What grated on me even more was how the acting sank into something hollow, it wasn’t simply flat, it was fractured, with too many characters scattered across the narrative to the point where each sequence felt incongruous, almost like splicing scenes from different films and forcing them to coexist.
Part of the charm of The Conjuring has always been the way it invests time in unmasking the evil, the rituals, the slow unpeeling of identity, the naming of the demon, the sacred details of how it can be confronted. In The Conjuring: Last Rites they were all absent, replaced with something perfunctory, a demon without a name, an enemy with no mythology, which diluted its menace entirely and turned it into little more than a caricature of the franchise’s former horrors
The death of Steve Coulter’s Father Gordon felt not only unnecessary but derivative, as if the writers had no better resolution than to strike down the one character who radiated a sense of quiet authority. How could a nameless, poorly fleshed-out entity defeat Father Gordon, when even the gravest adversaries of earlier films couldn’t touch him, that oversight spoke volumes about the fragility of the writing. And then Judy Warren’s arc, presented as though she were destined to inherit Lorraine’s mantle, only left me baffled. Not every role is meant to be succeeded, some figures remain evergreen, just as Chadwick Boseman’s Black Panther can never be adequately replicated, Vera Farmiga’s Lorraine Warren deserved that same sanctity
The climax, if one can call it that, was shabby in its conflict resolution. The way they decided to neutralize this so-called demon with the vague power of “family” was not only shallow, it was insulting to the intelligence of long-time viewers.

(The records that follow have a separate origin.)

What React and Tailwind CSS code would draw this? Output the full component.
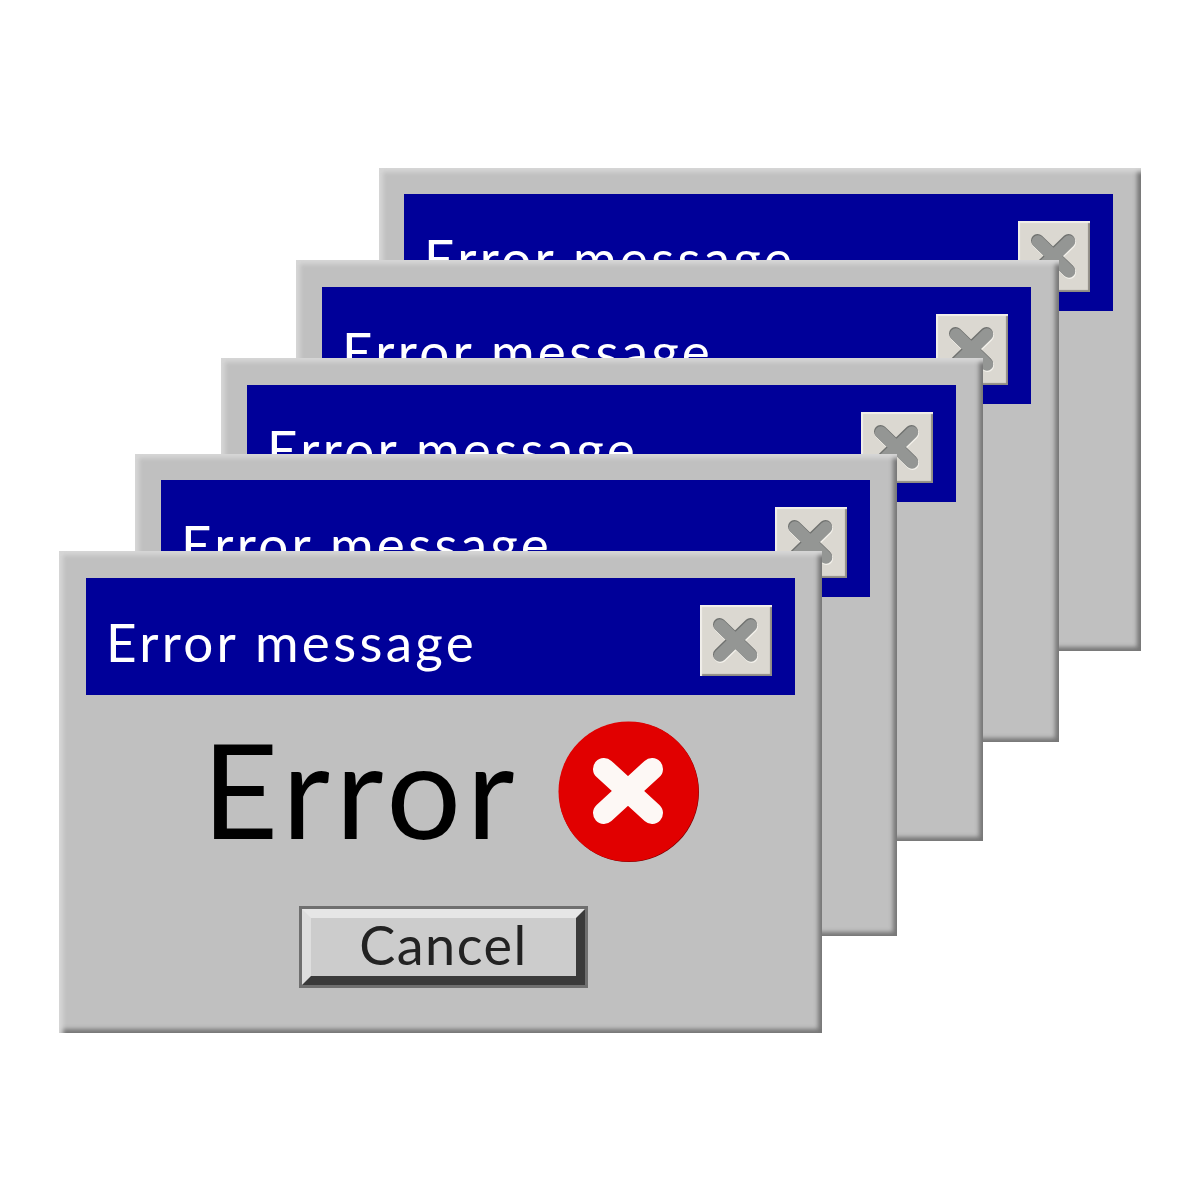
const WINDOWS = [
  { id: 'w4', className: 'left-[379px] top-[168px] h-[483px] w-[762px] pt-[26px] pl-[25px] pr-[28px]' },
  { id: 'w3', className: 'left-[296px] top-[260px] h-[482px] w-[763px] pt-[27px] pl-[26px] pr-[28px]' },
  { id: 'w2', className: 'left-[221px] top-[358px] h-[483px] w-[762px] pt-[27px] pl-[26px] pr-[27px]' },
  { id: 'w1', className: 'left-[135px] top-[454px] h-[482px] w-[762px] pt-[26px] pl-[26px] pr-[27px]' },
];

function CloseButton() {
  return (
    <div className="mt-[27px] flex h-[71px] w-[72px] items-center justify-center bg-[#dbd8d1] shadow-[inset_2px_2px_1px_#f1efea,inset_-2px_-2px_1px_#8f8c84]">
      <svg width="50" height="50" viewBox="0 0 50 50" fill="none" strokeLinecap="round">
        <path d="M9.500 10.500 40.500 40.500M40.500 10.500 9.500 40.500" stroke="#f4f2ec" strokeWidth="13" />
        <path d="M8.500 8.500 39.500 38.500M39.500 8.500 8.500 38.500" stroke="#6f716f" strokeWidth="13" />
        <path d="M9 9.500 40 39.500M40 9.500 9 39.500" stroke="#949694" strokeWidth="12.500" />
      </svg>
    </div>
  );
}

function ErrorIcon() {
  return (
    <svg width="142" height="142" viewBox="0 0 142 142">
      <circle cx="71" cy="71" r="70" fill="#7a0000" />
      <circle cx="70.500" cy="70.500" r="70" fill="#e10000" />
      <path d="M46 48 94 92M94 48 46 92" stroke="#fdf8f5" strokeWidth="22" strokeLinecap="round" />
    </svg>
  );
}

function Dialog({ className, children }) {
  return (
    <div className={`absolute bg-[#c0c0c0] shadow-[inset_7px_7px_4px_-3px_#d6d6d6,inset_-7px_-7px_4px_-3px_#777777] ${className}`}>
      <div className="flex h-[117px] items-start justify-between bg-[#000099] pl-[20px] pr-[23px]">
        <span className="pt-[37px] text-[53px] leading-none tracking-[3.300px] text-white">Error message</span>
        <CloseButton />
      </div>
      {children}
    </div>
  );
}

export default function App() {
  return (
    <div className="relative h-[1200px] w-[1200px] overflow-hidden bg-white font-['Lato',sans-serif]">
      {WINDOWS.map((win) => (
        <Dialog key={win.id} className={win.className} />
      ))}

      {/* Front window */}
      <Dialog className="left-[59px] top-[551px] h-[482px] w-[763px] p-[27px]">
        <div className="mt-[26px] flex items-start pl-[116px]">
          <span className="text-[132px] leading-[134px] tracking-[5.500px] text-black">Error</span>
          <div className="ml-[38px]">
            <ErrorIcon />
          </div>
        </div>
        <div className="mt-[43px] flex justify-center">
          <button className="ml-[6px] h-[82px] w-[289px] border-[3px] border-[#6f6f6f]">
            <span className="flex h-full w-full items-center justify-center border-[9px] border-t-[#e6e6e6] border-r-[#3a3a3a] border-b-[#3a3a3a] border-l-[#dedede] bg-[#cccccc] pb-[5px] text-[54px] tracking-[1.500px] text-[#222222]">
              Cancel
            </span>
          </button>
        </div>
      </Dialog>
    </div>
  );
}
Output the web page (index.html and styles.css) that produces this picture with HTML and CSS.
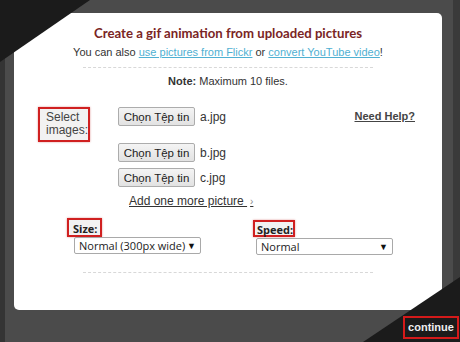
FILE: index.html
```html
<!DOCTYPE html>
<html lang="en">
<head>
    <meta charset="UTF-8">
    <title>Create a gif animation</title>
    <link rel="stylesheet" href="styles.css">
</head>
<body>
    <div class="corner corner-top"></div>
    <div class="corner corner-bottom"></div>

    <div class="panel">
        <h1 class="title">Create a gif animation from uploaded pictures</h1>
        <p class="intro">You can also <a href="#">use pictures from Flickr</a> or <a href="#">convert YouTube video</a>!</p>
        <hr class="dots">
        <p class="note"><strong>Note:</strong> Maximum 10 files.</p>

        <div class="upload">
            <div class="mark select-label">Select<br>images:</div>
            <div class="files">
                <div class="file-row first"><button class="file-btn">Chọn Tệp tin</button><span class="file-name">a.jpg</span></div>
                <div class="file-row"><button class="file-btn">Chọn Tệp tin</button><span class="file-name">b.jpg</span></div>
                <div class="file-row"><button class="file-btn">Chọn Tệp tin</button><span class="file-name">c.jpg</span></div>
                <a class="add-more" href="#">Add one more picture <span class="arrow">›</span></a>
            </div>
            <a class="help" href="#">Need Help?</a>
        </div>

        <div class="options">
            <div class="option size">
                <span class="mark">Size:</span>
                <div class="select"><span>Normal (300px wide)</span><span class="caret">▼</span></div>
            </div>
            <div class="option speed">
                <span class="mark">Speed:</span>
                <div class="select"><span>Normal</span><span class="caret">▼</span></div>
            </div>
        </div>
        <hr class="dots bottom">
    </div>

    <div class="footer">
        <a class="continue" href="#">continue</a>
    </div>
</body>
</html>
```

FILE: styles.css
```css
html, body {
    height: 100%;
}
body {
    margin: 0;
    position: relative;
    overflow: hidden;
    background-color: #4b4b4b;
    box-shadow: inset 5px 0 0 #343434, inset -7px 0 0 #3a3a3a;
    font-family: "Liberation Sans", Arial, sans-serif;
    color: #333;
}
.corner {
    position: absolute;
    background-color: #1b1b1b;
    z-index: 2;
}
.corner-top {
    left: 0;
    top: 0;
    width: 90px;
    height: 62px;
    clip-path: polygon(0 0, 100% 0, 0 100%);
}
.corner-bottom {
    right: 0;
    bottom: 0;
    width: 97px;
    height: 65px;
    clip-path: polygon(100% 0, 100% 100%, 0 100%);
}
.panel {
    margin: 13px 18px 0 14px;
    height: 297px;
    box-sizing: border-box;
    padding-top: 11px;
    background-color: #fff;
    border-radius: 5px;
}
.title {
    margin: 0;
    font-family: Lato, "Open Sans", sans-serif;
    font-size: 13.2px;
    line-height: 18px;
    font-weight: bold;
    color: #7a2525;
    text-align: center;
}
.intro {
    margin: 3px 0 0;
    font-size: 11px;
    line-height: 15px;
    text-align: center;
    color: #333;
}
.intro a {
    color: #4fb0d2;
}
.dots {
    width: 290px;
    margin: 7px auto 0;
    border: 0;
    border-top: 1px dashed #d8d8d8;
}
.dots.bottom {
    margin-top: 17px;
}
.note {
    margin: 6px 0 0;
    font-size: 11px;
    line-height: 14px;
    text-align: center;
}
.upload {
    display: flex;
    align-items: flex-start;
    margin-top: 19px;
    padding: 0 27px 0 24px;
}
.mark {
    display: inline-block;
    box-sizing: border-box;
    border: 2px solid #d02020;
    background-color: #f2f2f2;
    box-shadow: 0 0 2px rgba(180, 0, 0, 0.4);
    color: #444;
}
.select-label {
    width: 52px;
    height: 35px;
    padding: 2px 0 0 6px;
    font-size: 12px;
    line-height: 13px;
}
.files {
    display: flex;
    flex-direction: column;
    align-items: flex-start;
    gap: 6px;
    margin-left: 28px;
}
.file-row {
    display: flex;
    align-items: center;
    gap: 5px;
}
.file-row.first {
    margin-bottom: 11px;
}
.file-btn {
    width: 77px;
    height: 19px;
    padding: 0;
    border: 1px solid #acacac;
    border-radius: 2px;
    background: linear-gradient(#f4f4f4, #e2e2e2);
    font-family: "Liberation Sans", Arial, sans-serif;
    font-size: 11.5px;
    color: #222;
}
.file-name {
    font-size: 12px;
    color: #333;
}
.add-more {
    margin: 1px 0 0 11px;
    font-size: 12px;
    line-height: 14px;
    color: #333;
}
.arrow {
    font-size: 10px;
    color: #888;
    padding-left: 3px;
}
.help {
    margin: 3px 0 0 auto;
    font-size: 11px;
    font-weight: bold;
    color: #444;
}
.options {
    display: grid;
    grid-template-columns: 186px auto;
    margin-top: 9px;
    padding-left: 53px;
}
.option {
    display: flex;
    flex-direction: column;
    align-items: flex-start;
    font-family: "Open Sans", sans-serif;
}
.option .mark {
    font-size: 11px;
    font-weight: bold;
    line-height: 14px;
    padding: 1px 2px 0;
    color: #222;
}
.size .mark {
    width: 35px;
    height: 19px;
    padding: 2px 0 0 4px;
}
.speed {
    padding-top: 2px;
}
.speed .mark {
    width: 42px;
    height: 17px;
}
.select {
    display: flex;
    align-items: center;
    justify-content: space-between;
    box-sizing: border-box;
    height: 17px;
    padding: 0 4px 0 4px;
    border: 1px solid #a9a9a9;
    border-radius: 2px;
    font-size: 11px;
    color: #222;
}
.size .select {
    width: 127px;
    margin-left: 7px;
}
.speed .select {
    width: 137px;
    margin: 1px 0 0 3px;
}
.caret {
    font-size: 9px;
    color: #111;
}
.footer {
    display: flex;
    justify-content: flex-end;
    margin-top: 6px;
    padding-right: 1px;
}
.continue {
    position: relative;
    z-index: 3;
    box-sizing: border-box;
    width: 56px;
    height: 23px;
    padding-top: 2px;
    border: 2px solid #d41a1a;
    background-color: #1b1b1b;
    color: #eee;
    font-size: 11px;
    font-weight: bold;
    line-height: 15px;
    text-align: center;
    text-decoration: none;
}
```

I rolled my eyes, not out of cynicism, but out of disappointment, because there were no discernible rules, no logic anchoring the hauntings. Why did some apparitions torment everyone?
And if I could say one last thing to the producers, this: allow your main characters to bear the full consequence of the story, not peripheral ones like Father Gordon. Imagine if Ed or Lorraine had died, the gravitas of that sacrifice would have heightened The Conjuring: Last Rites into something that might have truly felt like a finale worthy of closing the franchise.

Verdict
No, The Conjuring: Last Rites did not meet up to its expectations, I reckon the previous movies in the franchise were more solid than this, I’m not even going to lie, Annabelle, The Nun? Those were scary compared to this.
Regardless, my cup of tea may not be yours, but if you’ve trusted my reviews in the past, you have no reason to doubt this one. Watch The Conjuring: Last Rites if you must, as a matter of fact watch with family and friends, but watch with a lowered expectation, do not expect it to outdo the previous.
The Conjuring: Last Rites has its golden moments, so I would advise you not to miss out on this, considering the fact that the producers gave it a logline that said ‘The case that ended it all.’
My Rating
The Conjuring: Last Rites earns a modest 3 out of 5 stars.